Nombreux sont ceux qui préfèrent mettre un terme le plus rapidement possible à cette transition-supplice plutôt que de l’aborder comme une occasion de changement pour envisager une réorientation de carrière (on ne peut pas les blâmer!). Ils acceptent généralement un emploi plus rapidement et ils se remettent en selle… mais ils gardent cette douleur profonde en eux qui leur fera toujours craindre que l’histoire se répète. Du coup, certains évitent les coups et ne prennent pas ou peu de risques. Ils jouent « low profile » pour mieux se fondre dans la masse et pour ne pas se faire repérer par la machine corporative lorsque les coupures referont surface.

Pour certains, il s’agit de retrouver un emploi dans le même domaine ou la même industrie tout simplement parce que c’est ce qui les anime et les passionne.
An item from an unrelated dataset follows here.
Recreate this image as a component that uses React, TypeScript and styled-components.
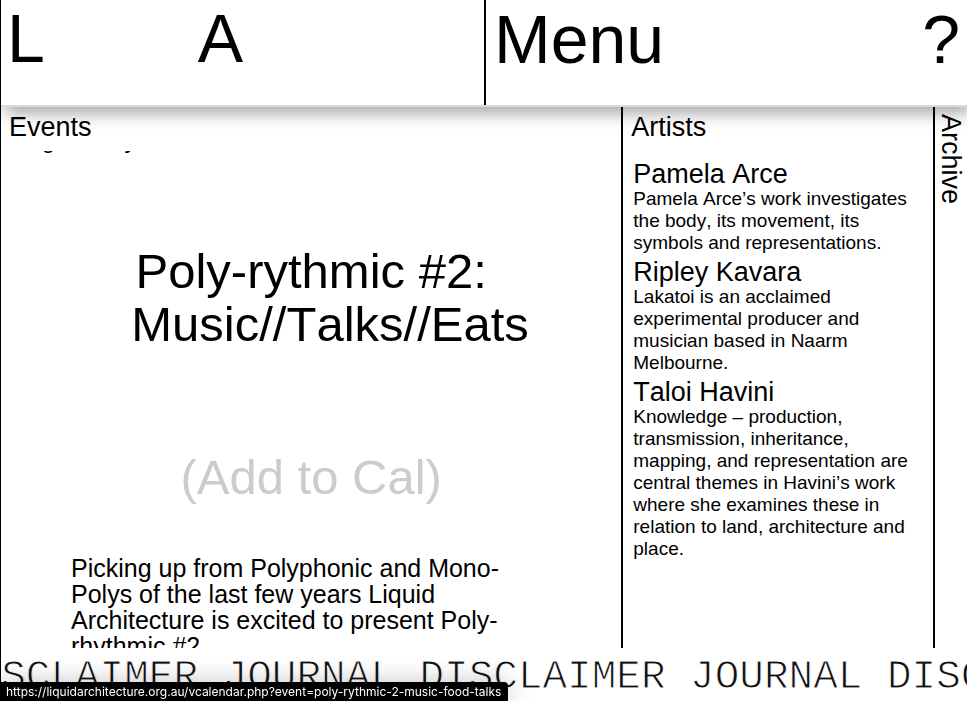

Pas besoin de se poser de questions existentielles : ils ont perdu leur emploi hier en raison de coupures budgétaires, ils en retrouveront un autre dans une entreprise en croissance.

Pour d’autres, la transition professionnelle ressemble à une quête, à une aventure en solo dont l’origine prend sa source directement en eux. Cette petite idée qui grandit, qui nous amène à entrevoir d’autres possibilités et un autre avenir professionnel. « Et si…? » Le problème dans ce cas-ci est qu’il n’existe pas, à proprement parler, de processus ni de mécanisme de gestion de cette transition. C’est un saut dans l’inconnu qui vous aspire et vous avale tout entier.

La différence fondamentale entre ces situations (replacement externe et transition) réside dans la nature de l’inconnue. Dans le premier cas, l’inconnue est « combien de temps cela va me prendre pour retrouver un poste similaire? » alors que dans la deuxième, l’inconnue est « qu’est-ce que j’ai le gout de devenir? ». Bien plus sécurisant de faire face à un échéancier qu’à une feuille blanche. Le ventre de la bête est une grande feuille blanche. Reconnaître dans quelle situation on se trouve est essentiel pour y faire face et diriger ses efforts à la bonne place. Un candidat qui cherche à gérer sa transition professionnelle comme on cherche un emploi s’y perd et inversement.

Dans le ventre de la bête, tout est embrouillé, sombre et il est quasi impossible de répondre à ce genre de questions : « Quel genre de poste recherchez-vous? », «Quels sont vos projets? », « Qu’est-ce qui vous anime et vous passionne? » Il n’y a rien de pire que de faire semblant que l’on sait lorsque l’on ne sait pas. Le recruteur averti que vous êtes doit savoir reconnaître celui qui se cherche de celui qui cherche. Bien que le rôle du recruteur ne soit pas celui du « coach », n’hésitez pas à interpeller dans sa démarche celui qui se perd : il ne pourrait qu’en être plus reconnaissant et devenir un ambassadeur de votre marque employeur!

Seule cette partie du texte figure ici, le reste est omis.